SOURCE DATA ▸
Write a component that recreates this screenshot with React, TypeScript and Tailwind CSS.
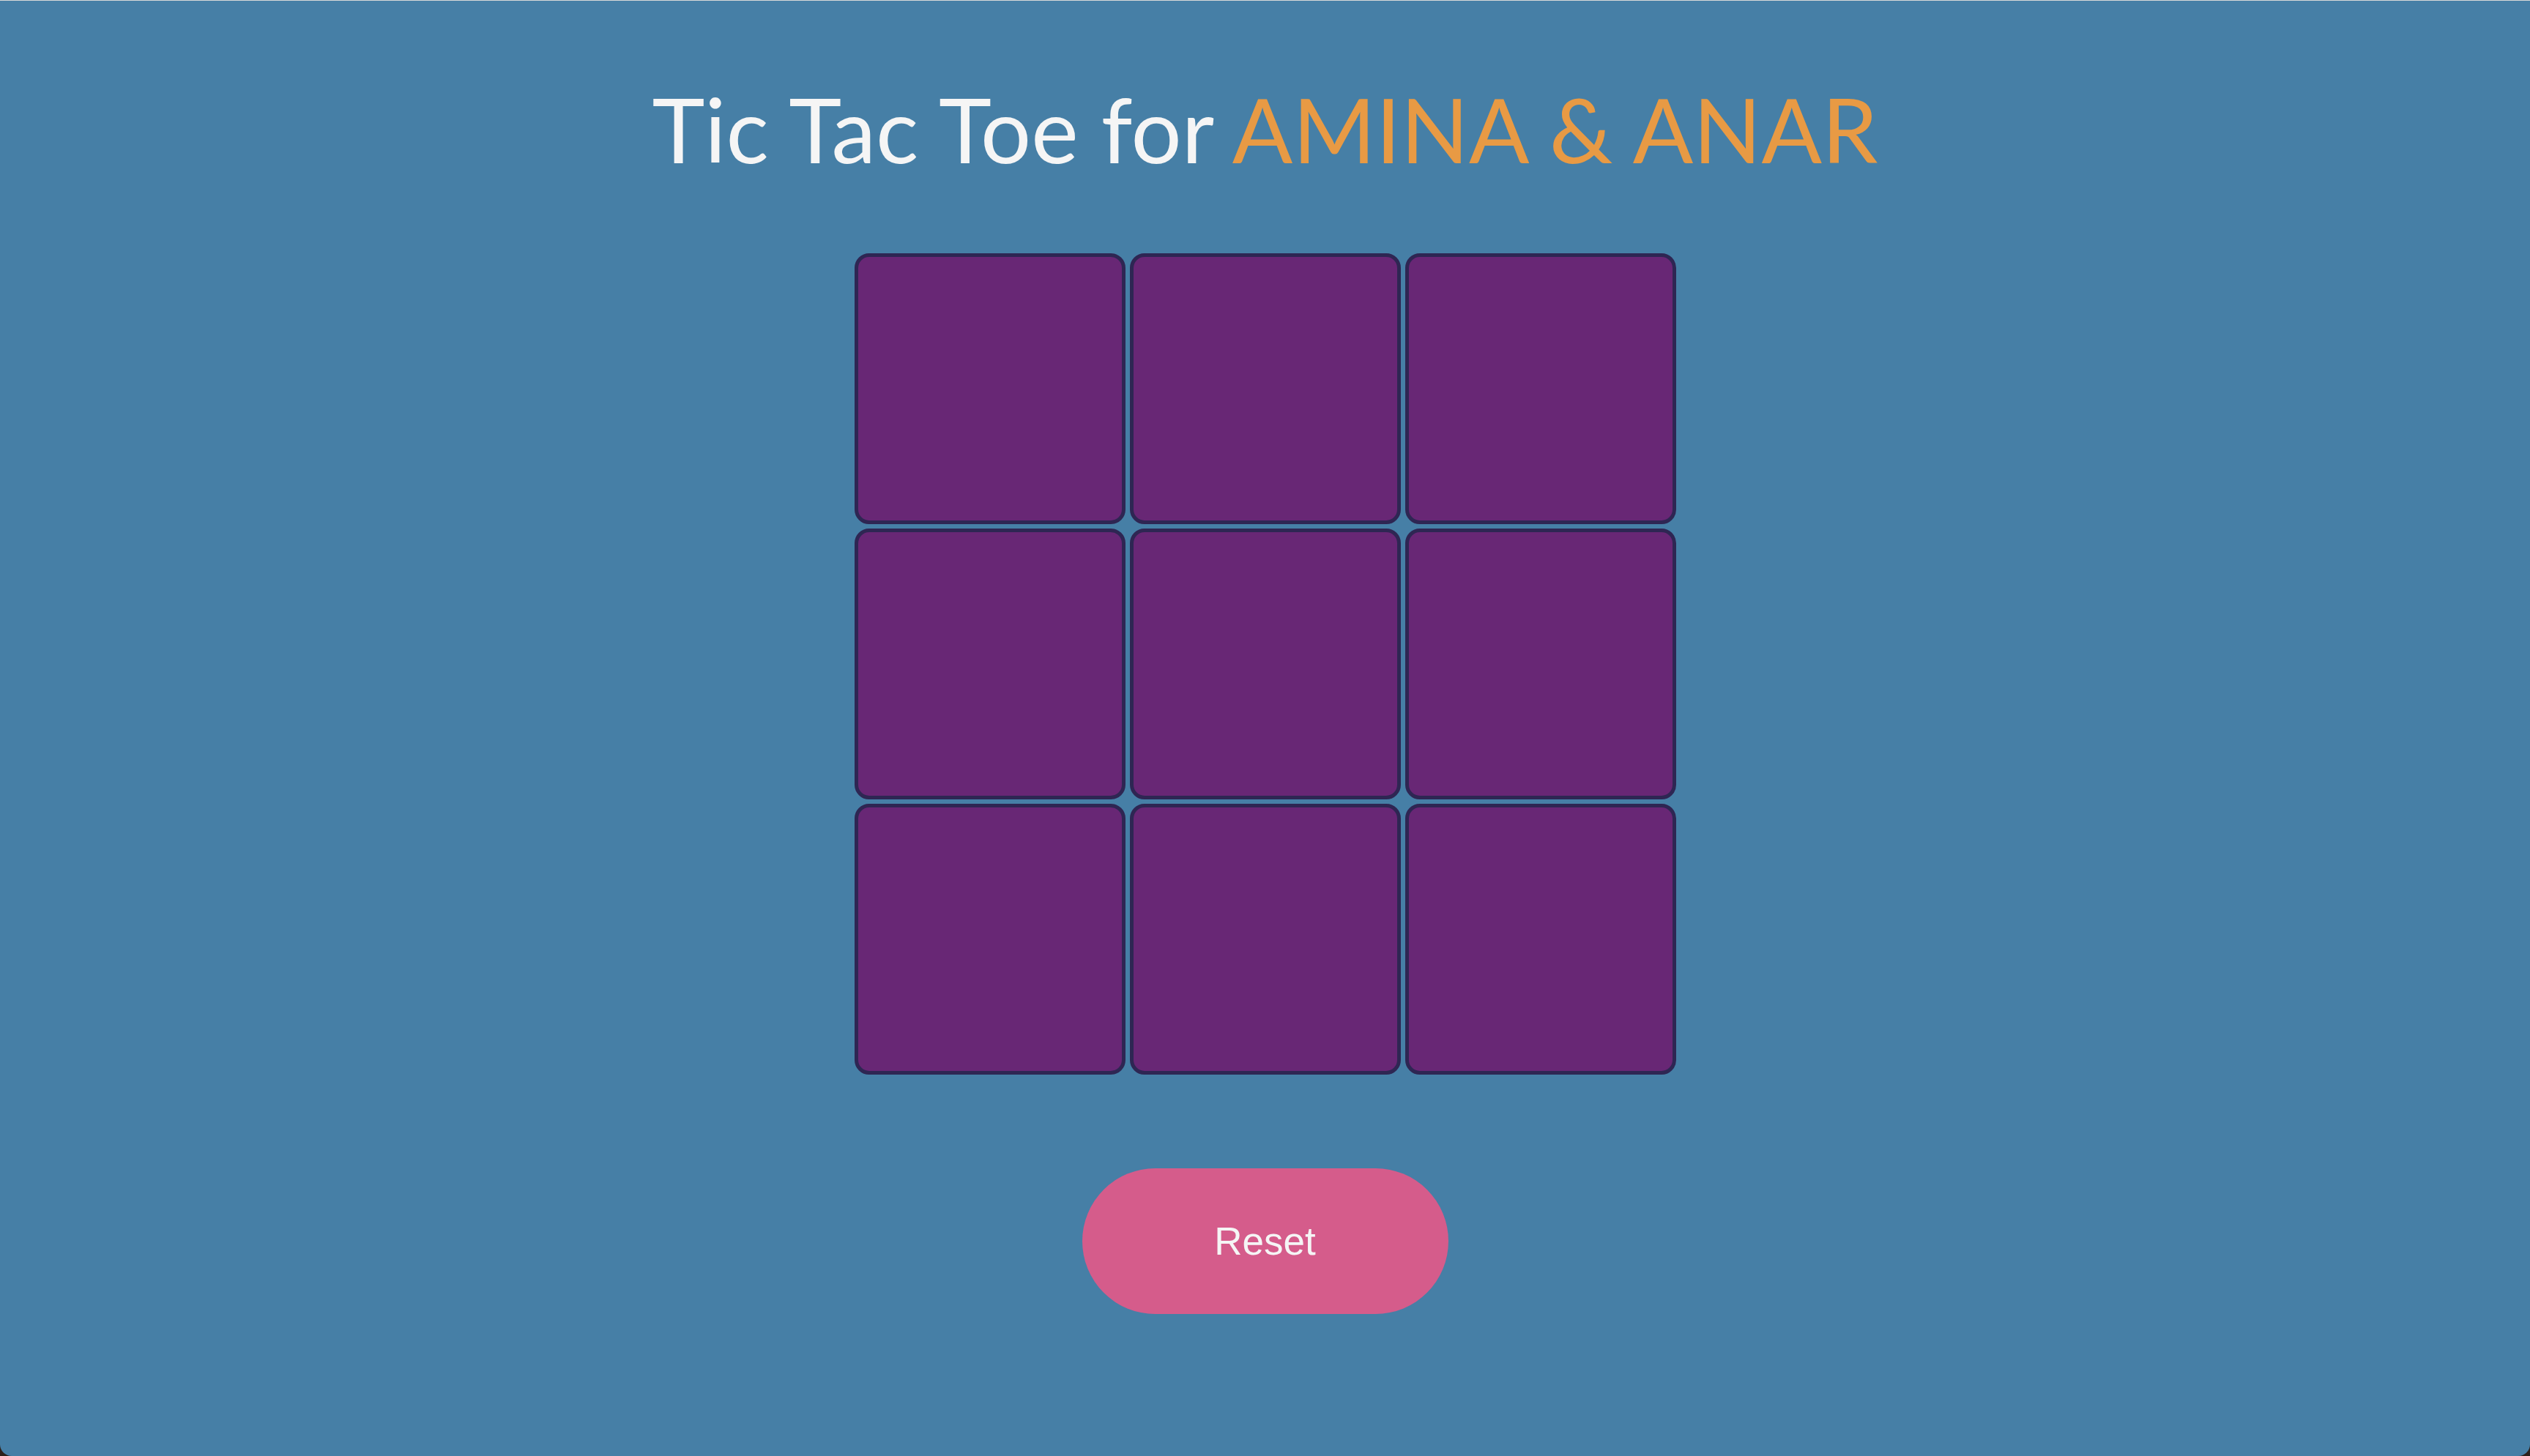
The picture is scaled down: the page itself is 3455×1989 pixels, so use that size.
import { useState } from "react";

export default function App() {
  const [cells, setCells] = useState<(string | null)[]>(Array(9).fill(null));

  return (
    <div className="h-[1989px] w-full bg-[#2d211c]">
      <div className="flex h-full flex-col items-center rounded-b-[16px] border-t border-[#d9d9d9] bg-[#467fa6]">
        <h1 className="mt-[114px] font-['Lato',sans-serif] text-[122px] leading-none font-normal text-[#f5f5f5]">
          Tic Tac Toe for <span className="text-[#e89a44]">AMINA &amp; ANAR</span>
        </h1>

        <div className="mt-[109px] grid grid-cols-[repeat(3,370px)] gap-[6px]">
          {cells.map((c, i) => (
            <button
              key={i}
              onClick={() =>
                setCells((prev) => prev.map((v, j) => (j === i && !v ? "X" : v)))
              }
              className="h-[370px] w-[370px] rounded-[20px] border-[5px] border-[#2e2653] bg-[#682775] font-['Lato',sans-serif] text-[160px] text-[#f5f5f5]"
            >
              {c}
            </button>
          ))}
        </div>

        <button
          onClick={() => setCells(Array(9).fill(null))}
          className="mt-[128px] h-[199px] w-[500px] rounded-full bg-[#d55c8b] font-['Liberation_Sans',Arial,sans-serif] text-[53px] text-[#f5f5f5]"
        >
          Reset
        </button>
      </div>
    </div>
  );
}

EXERCISE DETAILS ▸ Your copy of the data above should match it exactly, except that pictures are left out.

WRITTEN SOLUTION ▸
Write a component that recreates this screenshot with React, TypeScript and Tailwind CSS.
The picture is scaled down: the page itself is 3455×1989 pixels, so use that size.
import { useState } from "react";

export default function App() {
  const [cells, setCells] = useState<(string | null)[]>(Array(9).fill(null));

  return (
    <div className="h-[1989px] w-full bg-[#2d211c]">
      <div className="flex h-full flex-col items-center rounded-b-[16px] border-t border-[#d9d9d9] bg-[#467fa6]">
        <h1 className="mt-[114px] font-['Lato',sans-serif] text-[122px] leading-none font-normal text-[#f5f5f5]">
          Tic Tac Toe for <span className="text-[#e89a44]">AMINA &amp; ANAR</span>
        </h1>

        <div className="mt-[109px] grid grid-cols-[repeat(3,370px)] gap-[6px]">
          {cells.map((c, i) => (
            <button
              key={i}
              onClick={() =>
                setCells((prev) => prev.map((v, j) => (j === i && !v ? "X" : v)))
              }
              className="h-[370px] w-[370px] rounded-[20px] border-[5px] border-[#2e2653] bg-[#682775] font-['Lato',sans-serif] text-[160px] text-[#f5f5f5]"
            >
              {c}
            </button>
          ))}
        </div>

        <button
          onClick={() => setCells(Array(9).fill(null))}
          className="mt-[128px] h-[199px] w-[500px] rounded-full bg-[#d55c8b] font-['Liberation_Sans',Arial,sans-serif] text-[53px] text-[#f5f5f5]"
        >
          Reset
        </button>
      </div>
    </div>
  );
}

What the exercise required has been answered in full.